→ Data to process

++++++++++

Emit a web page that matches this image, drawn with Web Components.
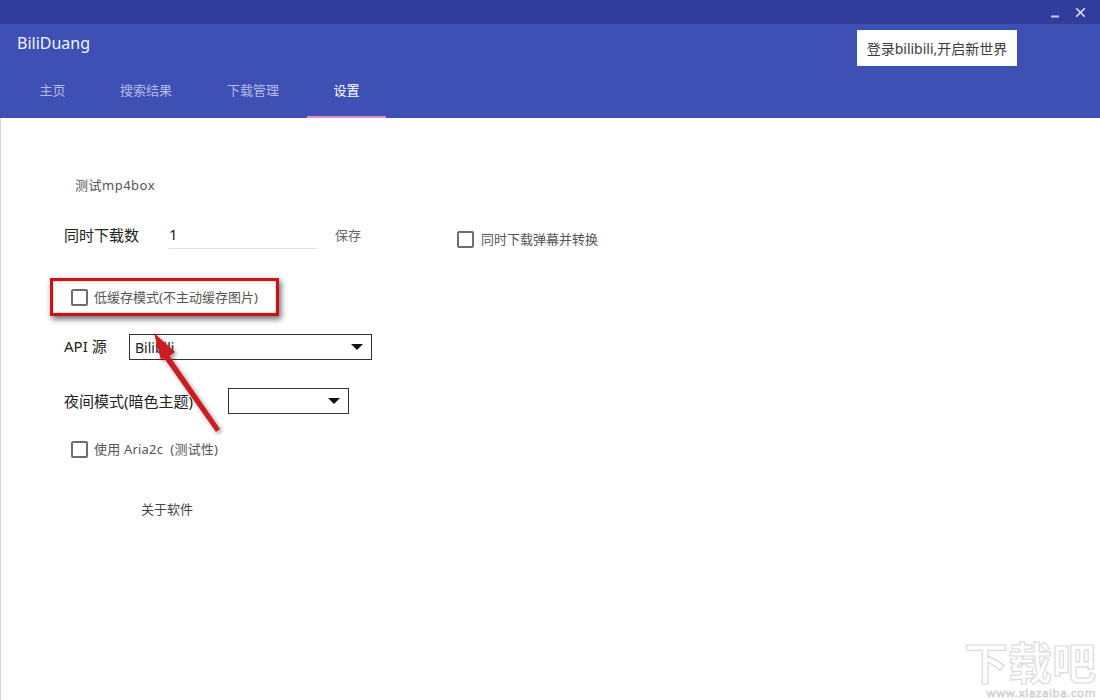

++++++++++

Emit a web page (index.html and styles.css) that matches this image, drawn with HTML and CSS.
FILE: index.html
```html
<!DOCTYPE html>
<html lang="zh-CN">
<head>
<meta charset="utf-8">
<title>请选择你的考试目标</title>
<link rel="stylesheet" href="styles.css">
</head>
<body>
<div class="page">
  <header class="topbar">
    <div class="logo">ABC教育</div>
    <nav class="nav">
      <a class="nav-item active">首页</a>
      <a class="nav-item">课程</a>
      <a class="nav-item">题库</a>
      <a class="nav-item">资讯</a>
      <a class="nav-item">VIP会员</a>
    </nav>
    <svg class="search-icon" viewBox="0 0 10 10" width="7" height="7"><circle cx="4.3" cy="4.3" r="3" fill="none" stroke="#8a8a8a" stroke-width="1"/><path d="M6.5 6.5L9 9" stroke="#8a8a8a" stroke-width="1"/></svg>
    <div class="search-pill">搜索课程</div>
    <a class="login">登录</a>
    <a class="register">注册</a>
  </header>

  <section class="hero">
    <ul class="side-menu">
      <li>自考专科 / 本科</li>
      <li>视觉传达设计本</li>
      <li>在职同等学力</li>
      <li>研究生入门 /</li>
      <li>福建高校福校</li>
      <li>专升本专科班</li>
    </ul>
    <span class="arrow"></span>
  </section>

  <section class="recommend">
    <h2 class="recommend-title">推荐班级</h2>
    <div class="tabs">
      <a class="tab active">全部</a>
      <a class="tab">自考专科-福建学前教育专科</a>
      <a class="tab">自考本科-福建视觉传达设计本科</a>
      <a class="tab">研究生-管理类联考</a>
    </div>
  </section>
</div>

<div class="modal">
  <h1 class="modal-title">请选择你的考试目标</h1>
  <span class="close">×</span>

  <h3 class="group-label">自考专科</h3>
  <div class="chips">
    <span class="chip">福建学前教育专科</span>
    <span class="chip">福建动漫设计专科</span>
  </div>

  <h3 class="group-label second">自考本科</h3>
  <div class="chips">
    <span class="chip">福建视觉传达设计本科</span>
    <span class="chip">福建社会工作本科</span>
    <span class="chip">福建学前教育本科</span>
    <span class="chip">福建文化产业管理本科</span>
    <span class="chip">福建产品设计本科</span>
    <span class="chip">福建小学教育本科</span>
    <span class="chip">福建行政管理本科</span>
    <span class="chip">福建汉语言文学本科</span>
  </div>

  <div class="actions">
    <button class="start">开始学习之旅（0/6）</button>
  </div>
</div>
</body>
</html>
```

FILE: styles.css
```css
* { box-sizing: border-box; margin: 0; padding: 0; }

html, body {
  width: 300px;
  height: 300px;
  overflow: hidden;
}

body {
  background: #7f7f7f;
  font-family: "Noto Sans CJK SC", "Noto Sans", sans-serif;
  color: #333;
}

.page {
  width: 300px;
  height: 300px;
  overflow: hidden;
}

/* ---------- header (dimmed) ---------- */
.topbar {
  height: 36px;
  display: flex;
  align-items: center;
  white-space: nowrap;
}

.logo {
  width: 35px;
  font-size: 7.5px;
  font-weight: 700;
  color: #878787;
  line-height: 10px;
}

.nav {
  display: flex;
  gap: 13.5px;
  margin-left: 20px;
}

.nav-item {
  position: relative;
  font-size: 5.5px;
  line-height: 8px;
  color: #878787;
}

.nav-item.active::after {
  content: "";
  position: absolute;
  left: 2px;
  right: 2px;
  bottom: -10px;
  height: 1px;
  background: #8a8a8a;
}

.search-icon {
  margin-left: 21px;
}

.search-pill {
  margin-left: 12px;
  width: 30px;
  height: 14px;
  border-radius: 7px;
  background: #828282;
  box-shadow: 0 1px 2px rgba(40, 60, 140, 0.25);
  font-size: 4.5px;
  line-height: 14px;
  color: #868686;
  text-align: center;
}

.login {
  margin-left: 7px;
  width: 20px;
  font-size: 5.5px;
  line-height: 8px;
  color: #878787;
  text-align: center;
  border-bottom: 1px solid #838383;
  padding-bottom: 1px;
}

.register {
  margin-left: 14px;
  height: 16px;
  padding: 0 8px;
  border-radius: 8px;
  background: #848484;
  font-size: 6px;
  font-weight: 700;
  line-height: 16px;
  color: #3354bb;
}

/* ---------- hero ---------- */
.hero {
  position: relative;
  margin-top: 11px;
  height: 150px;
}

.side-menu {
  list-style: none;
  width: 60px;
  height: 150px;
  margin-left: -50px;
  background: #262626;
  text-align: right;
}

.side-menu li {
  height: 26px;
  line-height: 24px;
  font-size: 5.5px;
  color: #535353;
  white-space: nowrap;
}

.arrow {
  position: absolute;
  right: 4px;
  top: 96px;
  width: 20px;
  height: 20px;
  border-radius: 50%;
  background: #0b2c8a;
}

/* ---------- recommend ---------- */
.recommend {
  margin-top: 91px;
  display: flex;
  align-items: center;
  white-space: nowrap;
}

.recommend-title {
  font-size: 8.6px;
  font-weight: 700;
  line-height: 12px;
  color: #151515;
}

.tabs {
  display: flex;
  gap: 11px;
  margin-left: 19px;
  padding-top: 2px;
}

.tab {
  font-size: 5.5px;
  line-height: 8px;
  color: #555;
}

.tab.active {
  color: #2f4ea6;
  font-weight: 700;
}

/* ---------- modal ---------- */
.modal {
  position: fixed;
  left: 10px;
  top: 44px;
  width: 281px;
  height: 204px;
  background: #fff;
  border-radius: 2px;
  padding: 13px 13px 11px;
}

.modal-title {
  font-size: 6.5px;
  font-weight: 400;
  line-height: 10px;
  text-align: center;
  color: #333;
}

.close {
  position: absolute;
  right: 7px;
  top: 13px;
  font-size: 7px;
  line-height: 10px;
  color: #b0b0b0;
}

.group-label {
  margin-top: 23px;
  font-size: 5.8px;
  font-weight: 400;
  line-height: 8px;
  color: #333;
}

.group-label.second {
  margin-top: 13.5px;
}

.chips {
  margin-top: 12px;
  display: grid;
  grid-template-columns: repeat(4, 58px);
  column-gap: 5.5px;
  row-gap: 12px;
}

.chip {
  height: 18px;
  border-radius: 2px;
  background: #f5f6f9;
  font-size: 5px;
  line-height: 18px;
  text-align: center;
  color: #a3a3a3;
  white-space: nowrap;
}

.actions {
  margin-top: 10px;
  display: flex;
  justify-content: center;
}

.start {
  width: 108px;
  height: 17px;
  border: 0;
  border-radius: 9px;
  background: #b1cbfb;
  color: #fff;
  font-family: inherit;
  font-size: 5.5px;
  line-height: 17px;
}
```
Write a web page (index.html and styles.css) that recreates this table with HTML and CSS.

++++++++++

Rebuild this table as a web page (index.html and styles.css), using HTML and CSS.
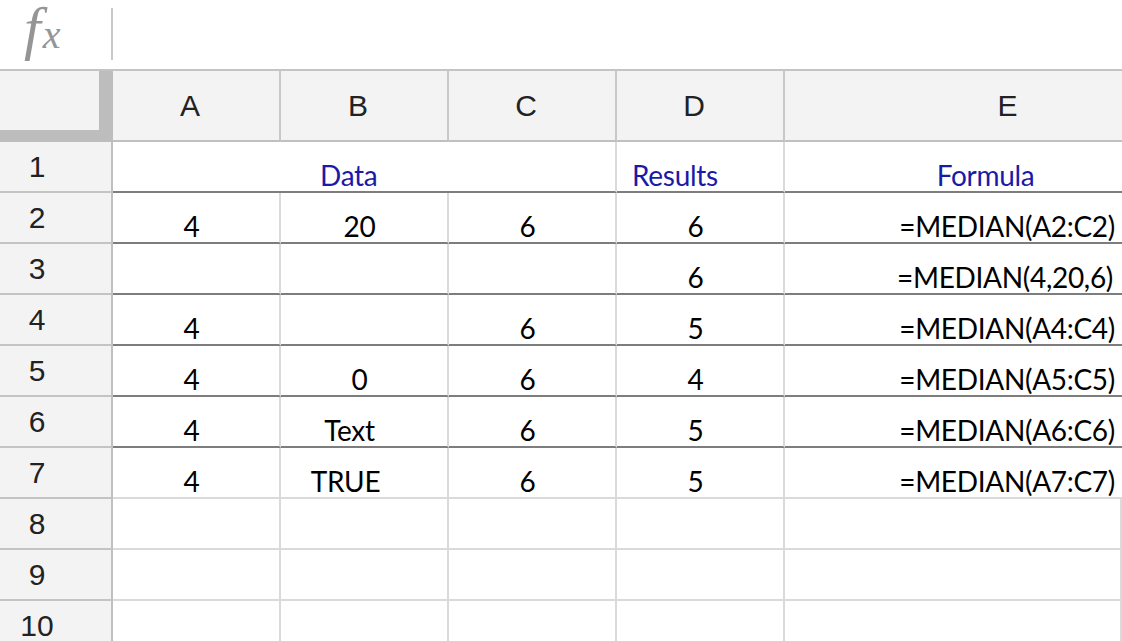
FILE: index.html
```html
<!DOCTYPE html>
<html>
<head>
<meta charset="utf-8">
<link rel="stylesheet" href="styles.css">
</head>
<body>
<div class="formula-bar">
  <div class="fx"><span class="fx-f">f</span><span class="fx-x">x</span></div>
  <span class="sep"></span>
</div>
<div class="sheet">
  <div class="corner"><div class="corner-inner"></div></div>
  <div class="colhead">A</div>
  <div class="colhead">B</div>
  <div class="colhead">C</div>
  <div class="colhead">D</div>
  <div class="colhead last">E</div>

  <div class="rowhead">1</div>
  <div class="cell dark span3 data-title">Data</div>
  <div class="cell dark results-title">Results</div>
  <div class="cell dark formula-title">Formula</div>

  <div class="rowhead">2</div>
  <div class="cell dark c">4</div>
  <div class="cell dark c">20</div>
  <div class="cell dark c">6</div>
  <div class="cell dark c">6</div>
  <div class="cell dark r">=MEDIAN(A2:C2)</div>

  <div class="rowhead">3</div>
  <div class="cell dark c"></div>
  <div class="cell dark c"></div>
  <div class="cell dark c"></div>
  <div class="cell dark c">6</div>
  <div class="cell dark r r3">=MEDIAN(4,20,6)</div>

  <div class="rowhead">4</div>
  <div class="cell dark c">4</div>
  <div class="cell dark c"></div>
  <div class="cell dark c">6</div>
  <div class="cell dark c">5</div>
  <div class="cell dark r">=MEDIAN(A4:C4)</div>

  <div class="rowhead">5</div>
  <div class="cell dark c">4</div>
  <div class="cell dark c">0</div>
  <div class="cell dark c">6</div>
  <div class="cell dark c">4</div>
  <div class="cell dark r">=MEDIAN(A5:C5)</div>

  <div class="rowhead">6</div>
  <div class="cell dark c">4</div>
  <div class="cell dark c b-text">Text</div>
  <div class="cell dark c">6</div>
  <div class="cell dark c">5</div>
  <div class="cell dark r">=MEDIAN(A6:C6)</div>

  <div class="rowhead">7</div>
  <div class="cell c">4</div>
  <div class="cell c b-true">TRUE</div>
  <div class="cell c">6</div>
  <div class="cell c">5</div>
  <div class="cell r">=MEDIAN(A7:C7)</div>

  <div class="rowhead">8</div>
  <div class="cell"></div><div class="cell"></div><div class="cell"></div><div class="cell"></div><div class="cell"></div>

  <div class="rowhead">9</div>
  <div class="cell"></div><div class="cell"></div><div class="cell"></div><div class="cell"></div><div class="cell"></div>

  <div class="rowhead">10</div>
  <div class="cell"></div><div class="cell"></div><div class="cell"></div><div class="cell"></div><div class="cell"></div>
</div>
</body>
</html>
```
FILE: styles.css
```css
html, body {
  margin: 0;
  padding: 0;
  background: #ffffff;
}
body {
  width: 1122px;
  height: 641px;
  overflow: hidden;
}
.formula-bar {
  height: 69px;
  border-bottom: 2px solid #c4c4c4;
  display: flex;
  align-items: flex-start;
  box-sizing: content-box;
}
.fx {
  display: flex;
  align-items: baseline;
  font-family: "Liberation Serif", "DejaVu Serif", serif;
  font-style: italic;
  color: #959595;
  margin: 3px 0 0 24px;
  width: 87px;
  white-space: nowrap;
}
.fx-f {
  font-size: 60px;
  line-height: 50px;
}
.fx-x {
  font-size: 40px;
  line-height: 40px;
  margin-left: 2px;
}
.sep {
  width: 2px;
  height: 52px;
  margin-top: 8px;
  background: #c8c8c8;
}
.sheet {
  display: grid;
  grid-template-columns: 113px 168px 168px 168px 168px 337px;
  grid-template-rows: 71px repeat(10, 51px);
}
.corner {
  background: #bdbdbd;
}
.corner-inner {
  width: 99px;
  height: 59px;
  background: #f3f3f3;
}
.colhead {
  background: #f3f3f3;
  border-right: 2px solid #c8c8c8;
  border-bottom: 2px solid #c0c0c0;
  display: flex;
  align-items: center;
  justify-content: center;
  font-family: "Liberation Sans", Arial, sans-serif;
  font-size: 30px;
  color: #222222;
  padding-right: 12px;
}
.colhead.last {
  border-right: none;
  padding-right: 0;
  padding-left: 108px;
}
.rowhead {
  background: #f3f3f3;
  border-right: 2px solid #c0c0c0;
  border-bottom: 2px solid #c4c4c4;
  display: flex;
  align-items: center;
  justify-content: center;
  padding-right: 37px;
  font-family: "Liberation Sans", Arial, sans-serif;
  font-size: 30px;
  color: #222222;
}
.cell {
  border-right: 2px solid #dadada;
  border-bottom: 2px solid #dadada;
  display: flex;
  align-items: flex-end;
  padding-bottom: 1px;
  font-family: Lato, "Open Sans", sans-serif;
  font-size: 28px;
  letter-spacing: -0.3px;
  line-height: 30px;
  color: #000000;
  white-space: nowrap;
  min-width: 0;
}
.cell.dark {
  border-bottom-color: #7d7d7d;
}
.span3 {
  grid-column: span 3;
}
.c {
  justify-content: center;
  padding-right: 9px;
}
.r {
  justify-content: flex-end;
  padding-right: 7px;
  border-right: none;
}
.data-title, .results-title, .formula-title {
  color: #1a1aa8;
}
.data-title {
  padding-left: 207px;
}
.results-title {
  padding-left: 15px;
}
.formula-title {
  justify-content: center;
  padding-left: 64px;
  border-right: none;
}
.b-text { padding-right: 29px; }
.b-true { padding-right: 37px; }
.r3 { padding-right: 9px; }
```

++++++++++

→ Task to carry out
Look through the data and gather every line with the string "drawn" in it.

→ Output for this task
Emit a web page that matches this image, drawn with Web Components.
Emit a web page (index.html and styles.css) that matches this image, drawn with HTML and CSS.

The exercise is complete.